# Dataset content

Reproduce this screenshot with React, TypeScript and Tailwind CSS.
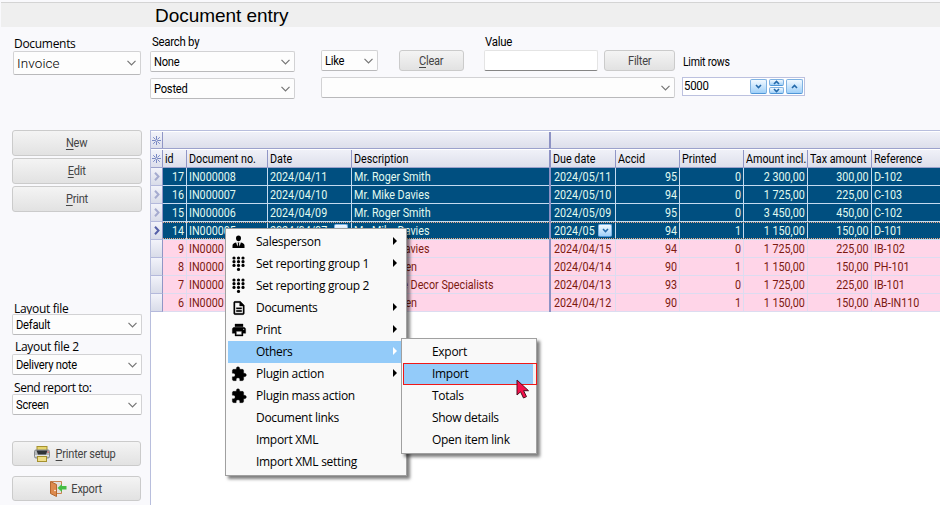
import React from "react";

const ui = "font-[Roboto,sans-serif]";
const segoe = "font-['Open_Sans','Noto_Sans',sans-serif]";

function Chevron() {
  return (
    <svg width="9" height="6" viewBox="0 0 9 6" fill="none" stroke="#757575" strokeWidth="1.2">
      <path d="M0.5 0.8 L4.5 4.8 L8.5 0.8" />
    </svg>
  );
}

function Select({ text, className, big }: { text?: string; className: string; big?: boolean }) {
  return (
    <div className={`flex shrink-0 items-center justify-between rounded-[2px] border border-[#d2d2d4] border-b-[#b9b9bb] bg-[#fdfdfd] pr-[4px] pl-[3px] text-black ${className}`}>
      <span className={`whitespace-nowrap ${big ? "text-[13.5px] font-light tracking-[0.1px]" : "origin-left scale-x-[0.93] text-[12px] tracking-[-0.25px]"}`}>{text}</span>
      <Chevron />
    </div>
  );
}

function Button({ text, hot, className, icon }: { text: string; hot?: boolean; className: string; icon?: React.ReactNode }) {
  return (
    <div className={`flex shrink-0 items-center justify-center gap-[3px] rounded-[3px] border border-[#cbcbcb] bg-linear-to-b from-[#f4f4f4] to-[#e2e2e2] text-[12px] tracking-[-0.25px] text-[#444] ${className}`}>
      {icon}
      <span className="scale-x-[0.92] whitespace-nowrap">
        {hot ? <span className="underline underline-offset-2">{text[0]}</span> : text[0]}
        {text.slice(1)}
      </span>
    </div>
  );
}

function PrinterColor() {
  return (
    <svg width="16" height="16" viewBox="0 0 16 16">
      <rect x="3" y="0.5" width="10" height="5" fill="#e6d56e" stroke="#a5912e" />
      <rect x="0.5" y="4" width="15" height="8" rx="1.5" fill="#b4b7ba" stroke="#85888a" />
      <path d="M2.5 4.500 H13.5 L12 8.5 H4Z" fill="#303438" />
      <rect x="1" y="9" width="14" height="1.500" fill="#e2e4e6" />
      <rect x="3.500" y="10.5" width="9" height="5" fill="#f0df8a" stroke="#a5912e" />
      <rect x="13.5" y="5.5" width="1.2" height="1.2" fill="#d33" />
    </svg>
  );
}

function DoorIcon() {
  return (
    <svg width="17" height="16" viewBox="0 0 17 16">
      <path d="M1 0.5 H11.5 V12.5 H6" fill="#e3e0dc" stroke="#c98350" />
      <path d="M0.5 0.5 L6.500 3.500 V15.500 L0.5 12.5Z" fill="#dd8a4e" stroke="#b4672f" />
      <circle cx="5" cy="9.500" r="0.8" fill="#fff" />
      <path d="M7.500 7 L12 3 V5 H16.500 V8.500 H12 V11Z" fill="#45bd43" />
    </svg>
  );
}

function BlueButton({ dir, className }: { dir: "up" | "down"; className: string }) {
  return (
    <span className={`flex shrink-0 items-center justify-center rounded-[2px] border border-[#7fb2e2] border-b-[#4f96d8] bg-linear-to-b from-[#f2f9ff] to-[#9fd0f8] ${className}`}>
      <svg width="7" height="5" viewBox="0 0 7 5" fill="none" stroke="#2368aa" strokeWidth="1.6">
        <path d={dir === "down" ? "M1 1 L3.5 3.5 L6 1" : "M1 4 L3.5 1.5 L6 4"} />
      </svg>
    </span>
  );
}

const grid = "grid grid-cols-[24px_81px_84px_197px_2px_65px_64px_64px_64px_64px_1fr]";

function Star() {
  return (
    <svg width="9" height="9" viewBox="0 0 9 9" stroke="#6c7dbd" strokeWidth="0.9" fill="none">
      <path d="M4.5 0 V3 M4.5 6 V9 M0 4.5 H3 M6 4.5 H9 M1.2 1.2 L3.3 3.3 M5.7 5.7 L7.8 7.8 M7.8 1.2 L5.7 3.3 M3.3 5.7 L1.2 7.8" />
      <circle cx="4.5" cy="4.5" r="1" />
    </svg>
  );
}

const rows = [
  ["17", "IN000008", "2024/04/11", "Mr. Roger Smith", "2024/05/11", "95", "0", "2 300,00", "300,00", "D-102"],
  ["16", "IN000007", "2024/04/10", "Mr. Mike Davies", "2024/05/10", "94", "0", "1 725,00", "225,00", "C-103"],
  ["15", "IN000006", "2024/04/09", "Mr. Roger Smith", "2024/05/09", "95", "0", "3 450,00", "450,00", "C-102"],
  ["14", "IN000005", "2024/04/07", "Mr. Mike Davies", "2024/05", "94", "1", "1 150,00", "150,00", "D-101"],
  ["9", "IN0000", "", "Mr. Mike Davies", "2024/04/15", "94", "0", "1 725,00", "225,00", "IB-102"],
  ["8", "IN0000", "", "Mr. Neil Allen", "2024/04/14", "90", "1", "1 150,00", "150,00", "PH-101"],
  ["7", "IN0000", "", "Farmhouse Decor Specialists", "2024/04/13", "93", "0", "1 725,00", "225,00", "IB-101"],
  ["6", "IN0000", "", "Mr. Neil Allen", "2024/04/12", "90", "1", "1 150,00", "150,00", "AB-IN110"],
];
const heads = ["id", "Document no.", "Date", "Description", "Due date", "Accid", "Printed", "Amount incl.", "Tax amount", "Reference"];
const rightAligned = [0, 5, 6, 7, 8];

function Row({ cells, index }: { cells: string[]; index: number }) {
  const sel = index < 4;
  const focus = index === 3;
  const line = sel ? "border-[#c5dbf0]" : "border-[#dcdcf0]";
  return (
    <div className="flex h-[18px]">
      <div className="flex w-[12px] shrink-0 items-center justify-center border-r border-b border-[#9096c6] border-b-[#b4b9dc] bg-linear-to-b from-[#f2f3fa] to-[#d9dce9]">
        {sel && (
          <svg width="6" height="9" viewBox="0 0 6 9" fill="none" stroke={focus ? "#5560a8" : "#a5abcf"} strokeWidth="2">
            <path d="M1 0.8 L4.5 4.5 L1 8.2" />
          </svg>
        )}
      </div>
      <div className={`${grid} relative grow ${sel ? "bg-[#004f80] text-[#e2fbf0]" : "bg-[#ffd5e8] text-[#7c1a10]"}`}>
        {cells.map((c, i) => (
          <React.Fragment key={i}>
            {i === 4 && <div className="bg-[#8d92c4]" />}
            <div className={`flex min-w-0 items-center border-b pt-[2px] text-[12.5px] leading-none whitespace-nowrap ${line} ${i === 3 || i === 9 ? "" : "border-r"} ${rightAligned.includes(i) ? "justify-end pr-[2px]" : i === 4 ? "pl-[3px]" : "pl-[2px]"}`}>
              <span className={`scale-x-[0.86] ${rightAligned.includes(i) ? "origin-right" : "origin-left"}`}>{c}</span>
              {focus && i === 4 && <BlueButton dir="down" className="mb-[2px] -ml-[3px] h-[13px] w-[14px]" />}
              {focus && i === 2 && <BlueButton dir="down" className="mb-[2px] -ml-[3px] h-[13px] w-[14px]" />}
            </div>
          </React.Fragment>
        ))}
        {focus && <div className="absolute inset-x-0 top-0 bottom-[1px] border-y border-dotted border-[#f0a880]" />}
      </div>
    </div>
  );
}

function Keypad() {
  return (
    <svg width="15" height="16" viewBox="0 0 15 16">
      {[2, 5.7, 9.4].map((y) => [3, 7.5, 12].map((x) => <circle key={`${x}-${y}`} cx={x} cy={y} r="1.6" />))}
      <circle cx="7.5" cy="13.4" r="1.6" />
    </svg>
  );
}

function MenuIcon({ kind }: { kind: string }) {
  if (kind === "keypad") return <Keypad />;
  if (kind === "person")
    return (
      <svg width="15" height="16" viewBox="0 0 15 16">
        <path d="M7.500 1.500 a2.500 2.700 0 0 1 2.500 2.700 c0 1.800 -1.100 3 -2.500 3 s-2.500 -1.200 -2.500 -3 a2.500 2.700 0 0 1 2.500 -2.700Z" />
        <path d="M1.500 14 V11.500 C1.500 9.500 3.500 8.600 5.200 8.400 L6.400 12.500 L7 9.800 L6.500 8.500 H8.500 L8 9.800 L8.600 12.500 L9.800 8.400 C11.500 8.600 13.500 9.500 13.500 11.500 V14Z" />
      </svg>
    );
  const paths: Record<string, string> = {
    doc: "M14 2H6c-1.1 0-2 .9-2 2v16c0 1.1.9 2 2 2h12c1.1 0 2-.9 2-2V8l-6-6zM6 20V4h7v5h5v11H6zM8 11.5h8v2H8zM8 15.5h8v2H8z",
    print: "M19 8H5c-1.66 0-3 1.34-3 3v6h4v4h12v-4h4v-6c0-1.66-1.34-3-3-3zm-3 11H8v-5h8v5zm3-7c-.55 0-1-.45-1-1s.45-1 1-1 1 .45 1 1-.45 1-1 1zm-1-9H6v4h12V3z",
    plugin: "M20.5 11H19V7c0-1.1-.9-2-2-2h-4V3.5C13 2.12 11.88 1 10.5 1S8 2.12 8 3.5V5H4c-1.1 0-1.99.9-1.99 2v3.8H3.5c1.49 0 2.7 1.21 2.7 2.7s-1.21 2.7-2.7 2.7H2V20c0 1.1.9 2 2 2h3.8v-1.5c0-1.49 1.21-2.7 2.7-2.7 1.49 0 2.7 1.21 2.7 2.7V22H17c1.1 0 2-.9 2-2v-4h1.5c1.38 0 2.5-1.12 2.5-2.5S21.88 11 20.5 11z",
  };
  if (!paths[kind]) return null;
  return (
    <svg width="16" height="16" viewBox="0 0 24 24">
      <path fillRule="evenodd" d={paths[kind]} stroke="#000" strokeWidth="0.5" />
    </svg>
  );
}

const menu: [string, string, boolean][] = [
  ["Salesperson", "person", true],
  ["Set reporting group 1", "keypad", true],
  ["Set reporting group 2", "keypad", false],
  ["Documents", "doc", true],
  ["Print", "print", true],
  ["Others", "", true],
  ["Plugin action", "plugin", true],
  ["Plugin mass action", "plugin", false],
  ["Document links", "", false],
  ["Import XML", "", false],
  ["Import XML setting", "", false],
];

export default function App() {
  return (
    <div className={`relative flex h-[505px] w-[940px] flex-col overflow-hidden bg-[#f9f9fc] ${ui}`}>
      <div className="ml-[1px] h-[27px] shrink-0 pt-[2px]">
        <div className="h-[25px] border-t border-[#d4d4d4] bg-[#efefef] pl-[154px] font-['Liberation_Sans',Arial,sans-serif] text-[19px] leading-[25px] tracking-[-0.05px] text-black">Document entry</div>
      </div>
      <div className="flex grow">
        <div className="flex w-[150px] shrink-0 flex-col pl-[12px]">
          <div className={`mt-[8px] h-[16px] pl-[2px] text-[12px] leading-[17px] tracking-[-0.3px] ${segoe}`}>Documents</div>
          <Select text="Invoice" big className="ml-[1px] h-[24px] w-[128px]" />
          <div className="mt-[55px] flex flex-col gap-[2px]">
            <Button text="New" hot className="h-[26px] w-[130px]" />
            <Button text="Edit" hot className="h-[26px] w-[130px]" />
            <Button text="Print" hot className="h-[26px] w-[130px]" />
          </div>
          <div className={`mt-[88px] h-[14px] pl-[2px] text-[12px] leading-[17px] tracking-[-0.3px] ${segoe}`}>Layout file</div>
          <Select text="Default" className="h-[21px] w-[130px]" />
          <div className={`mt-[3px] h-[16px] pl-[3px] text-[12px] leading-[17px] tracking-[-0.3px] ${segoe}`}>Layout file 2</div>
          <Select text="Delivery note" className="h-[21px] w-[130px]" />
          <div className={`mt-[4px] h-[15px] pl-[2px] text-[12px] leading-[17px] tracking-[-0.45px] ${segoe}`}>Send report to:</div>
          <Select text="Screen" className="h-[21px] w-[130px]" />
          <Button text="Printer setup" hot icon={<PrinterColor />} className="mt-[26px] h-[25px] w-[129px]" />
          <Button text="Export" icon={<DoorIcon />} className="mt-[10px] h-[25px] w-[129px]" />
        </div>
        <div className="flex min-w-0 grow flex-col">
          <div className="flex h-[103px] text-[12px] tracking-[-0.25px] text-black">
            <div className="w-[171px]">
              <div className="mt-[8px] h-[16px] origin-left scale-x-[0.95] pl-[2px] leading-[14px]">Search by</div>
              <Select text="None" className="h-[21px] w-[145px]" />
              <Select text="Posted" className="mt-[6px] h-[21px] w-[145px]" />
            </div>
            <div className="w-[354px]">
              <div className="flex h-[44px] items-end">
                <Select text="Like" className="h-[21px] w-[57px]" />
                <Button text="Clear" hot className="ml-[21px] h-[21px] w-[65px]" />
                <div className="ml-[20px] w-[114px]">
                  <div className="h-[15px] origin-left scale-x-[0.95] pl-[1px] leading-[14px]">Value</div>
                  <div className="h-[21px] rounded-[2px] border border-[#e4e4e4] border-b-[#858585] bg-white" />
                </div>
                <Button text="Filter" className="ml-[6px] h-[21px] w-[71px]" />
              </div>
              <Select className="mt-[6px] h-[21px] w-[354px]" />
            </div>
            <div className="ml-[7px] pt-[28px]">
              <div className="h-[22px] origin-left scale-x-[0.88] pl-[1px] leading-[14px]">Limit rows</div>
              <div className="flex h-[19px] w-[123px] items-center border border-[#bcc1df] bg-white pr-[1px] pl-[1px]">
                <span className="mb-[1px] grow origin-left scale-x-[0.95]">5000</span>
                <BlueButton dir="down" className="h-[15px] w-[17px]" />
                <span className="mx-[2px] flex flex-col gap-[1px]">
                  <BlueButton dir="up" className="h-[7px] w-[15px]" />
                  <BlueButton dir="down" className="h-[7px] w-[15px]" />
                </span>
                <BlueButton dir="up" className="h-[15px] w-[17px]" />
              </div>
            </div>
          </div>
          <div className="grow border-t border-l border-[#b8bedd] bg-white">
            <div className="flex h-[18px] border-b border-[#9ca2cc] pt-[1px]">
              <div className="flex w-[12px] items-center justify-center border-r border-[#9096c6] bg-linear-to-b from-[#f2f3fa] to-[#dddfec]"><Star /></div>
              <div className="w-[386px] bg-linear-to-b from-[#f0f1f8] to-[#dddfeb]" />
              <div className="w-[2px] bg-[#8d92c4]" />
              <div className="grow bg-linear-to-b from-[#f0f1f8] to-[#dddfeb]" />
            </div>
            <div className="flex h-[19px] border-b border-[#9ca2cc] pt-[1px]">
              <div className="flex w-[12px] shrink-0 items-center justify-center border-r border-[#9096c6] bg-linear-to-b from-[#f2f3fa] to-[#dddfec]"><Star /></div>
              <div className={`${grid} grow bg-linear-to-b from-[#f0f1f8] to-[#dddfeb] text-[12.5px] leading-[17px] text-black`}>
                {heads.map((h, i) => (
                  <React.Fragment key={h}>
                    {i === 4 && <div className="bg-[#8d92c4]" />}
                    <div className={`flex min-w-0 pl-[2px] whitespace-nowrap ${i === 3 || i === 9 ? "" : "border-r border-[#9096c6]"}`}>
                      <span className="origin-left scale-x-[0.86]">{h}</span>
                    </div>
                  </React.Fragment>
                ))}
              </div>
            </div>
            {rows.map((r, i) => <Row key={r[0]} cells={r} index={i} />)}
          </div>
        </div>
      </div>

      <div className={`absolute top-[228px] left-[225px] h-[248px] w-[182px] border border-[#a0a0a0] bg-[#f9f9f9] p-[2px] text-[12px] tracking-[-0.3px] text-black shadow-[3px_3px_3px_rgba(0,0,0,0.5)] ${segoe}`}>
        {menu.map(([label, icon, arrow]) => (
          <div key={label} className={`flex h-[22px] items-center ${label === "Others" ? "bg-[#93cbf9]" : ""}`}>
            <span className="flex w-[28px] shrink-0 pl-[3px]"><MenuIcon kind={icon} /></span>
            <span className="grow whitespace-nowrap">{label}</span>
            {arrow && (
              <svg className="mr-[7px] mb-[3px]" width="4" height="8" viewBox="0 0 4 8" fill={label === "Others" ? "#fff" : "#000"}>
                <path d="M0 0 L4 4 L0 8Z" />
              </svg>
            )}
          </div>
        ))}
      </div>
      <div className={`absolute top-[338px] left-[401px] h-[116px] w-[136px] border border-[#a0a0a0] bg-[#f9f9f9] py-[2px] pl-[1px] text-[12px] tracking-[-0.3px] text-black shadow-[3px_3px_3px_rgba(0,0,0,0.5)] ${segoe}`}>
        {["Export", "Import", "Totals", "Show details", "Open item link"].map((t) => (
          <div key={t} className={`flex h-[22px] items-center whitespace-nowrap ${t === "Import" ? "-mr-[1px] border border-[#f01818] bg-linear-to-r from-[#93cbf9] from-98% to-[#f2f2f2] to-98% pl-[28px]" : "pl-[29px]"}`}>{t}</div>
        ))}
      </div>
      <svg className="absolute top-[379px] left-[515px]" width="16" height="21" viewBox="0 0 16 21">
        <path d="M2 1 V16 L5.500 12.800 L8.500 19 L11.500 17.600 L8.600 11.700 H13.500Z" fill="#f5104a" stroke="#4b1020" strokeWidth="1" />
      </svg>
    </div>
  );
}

# Written instruction
Each line above that includes "React" should be shown.

# Completed exercise
Reproduce this screenshot with React, TypeScript and Tailwind CSS.
import React from "react";
function Button({ text, hot, className, icon }: { text: string; hot?: boolean; className: string; icon?: React.ReactNode }) {
          <React.Fragment key={i}>
          </React.Fragment>
                  <React.Fragment key={h}>
                  </React.Fragment>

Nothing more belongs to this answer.